**EXERCISE DIRECTIONS**
Write out the entire listing below exactly, with the pictures left out.
**** SOURCE MATERIAL ****
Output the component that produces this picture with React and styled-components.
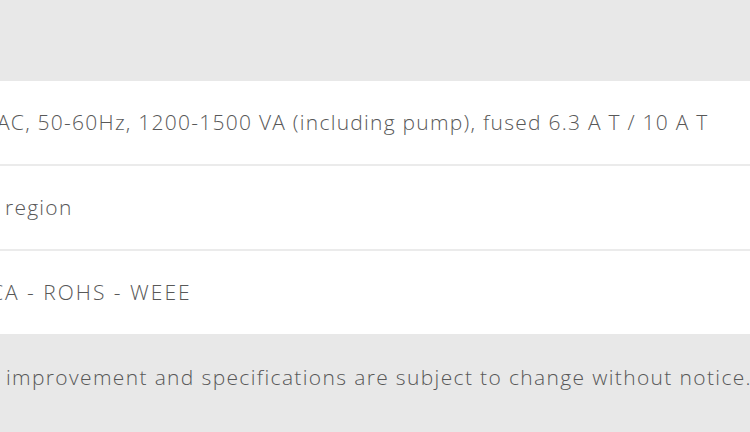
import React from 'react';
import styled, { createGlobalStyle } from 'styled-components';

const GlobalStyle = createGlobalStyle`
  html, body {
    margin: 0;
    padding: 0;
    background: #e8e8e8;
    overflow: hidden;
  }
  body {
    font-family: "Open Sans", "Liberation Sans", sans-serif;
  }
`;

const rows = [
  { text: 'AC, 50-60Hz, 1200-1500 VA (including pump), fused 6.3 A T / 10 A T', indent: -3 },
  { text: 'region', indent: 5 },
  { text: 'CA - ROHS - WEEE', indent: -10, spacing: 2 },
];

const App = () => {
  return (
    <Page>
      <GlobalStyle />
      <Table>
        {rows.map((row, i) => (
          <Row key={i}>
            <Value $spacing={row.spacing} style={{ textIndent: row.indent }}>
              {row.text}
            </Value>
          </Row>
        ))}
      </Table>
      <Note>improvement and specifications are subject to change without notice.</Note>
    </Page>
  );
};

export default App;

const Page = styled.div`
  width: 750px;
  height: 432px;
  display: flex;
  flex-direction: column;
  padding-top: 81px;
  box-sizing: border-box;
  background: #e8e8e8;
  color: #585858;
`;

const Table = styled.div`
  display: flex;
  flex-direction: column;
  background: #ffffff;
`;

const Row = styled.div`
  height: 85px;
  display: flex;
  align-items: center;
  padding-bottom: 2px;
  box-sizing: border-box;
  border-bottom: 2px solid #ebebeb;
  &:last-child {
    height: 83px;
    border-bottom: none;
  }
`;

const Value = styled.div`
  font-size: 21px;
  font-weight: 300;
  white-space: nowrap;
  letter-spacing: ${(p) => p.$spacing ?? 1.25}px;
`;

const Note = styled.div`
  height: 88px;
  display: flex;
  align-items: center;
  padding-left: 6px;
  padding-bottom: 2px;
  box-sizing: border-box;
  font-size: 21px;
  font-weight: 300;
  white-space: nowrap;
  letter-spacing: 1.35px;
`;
****
**ANSWER FOR THE TASK**
Output the component that produces this picture with React and styled-components.
import React from 'react';
import styled, { createGlobalStyle } from 'styled-components';

const GlobalStyle = createGlobalStyle`
  html, body {
    margin: 0;
    padding: 0;
    background: #e8e8e8;
    overflow: hidden;
  }
  body {
    font-family: "Open Sans", "Liberation Sans", sans-serif;
  }
`;

const rows = [
  { text: 'AC, 50-60Hz, 1200-1500 VA (including pump), fused 6.3 A T / 10 A T', indent: -3 },
  { text: 'region', indent: 5 },
  { text: 'CA - ROHS - WEEE', indent: -10, spacing: 2 },
];

const App = () => {
  return (
    <Page>
      <GlobalStyle />
      <Table>
        {rows.map((row, i) => (
          <Row key={i}>
            <Value $spacing={row.spacing} style={{ textIndent: row.indent }}>
              {row.text}
            </Value>
          </Row>
        ))}
      </Table>
      <Note>improvement and specifications are subject to change without notice.</Note>
    </Page>
  );
};

export default App;

const Page = styled.div`
  width: 750px;
  height: 432px;
  display: flex;
  flex-direction: column;
  padding-top: 81px;
  box-sizing: border-box;
  background: #e8e8e8;
  color: #585858;
`;

const Table = styled.div`
  display: flex;
  flex-direction: column;
  background: #ffffff;
`;

const Row = styled.div`
  height: 85px;
  display: flex;
  align-items: center;
  padding-bottom: 2px;
  box-sizing: border-box;
  border-bottom: 2px solid #ebebeb;
  &:last-child {
    height: 83px;
    border-bottom: none;
  }
`;

const Value = styled.div`
  font-size: 21px;
  font-weight: 300;
  white-space: nowrap;
  letter-spacing: ${(p) => p.$spacing ?? 1.25}px;
`;

const Note = styled.div`
  height: 88px;
  display: flex;
  align-items: center;
  padding-left: 6px;
  padding-bottom: 2px;
  box-sizing: border-box;
  font-size: 21px;
  font-weight: 300;
  white-space: nowrap;
  letter-spacing: 1.35px;
`;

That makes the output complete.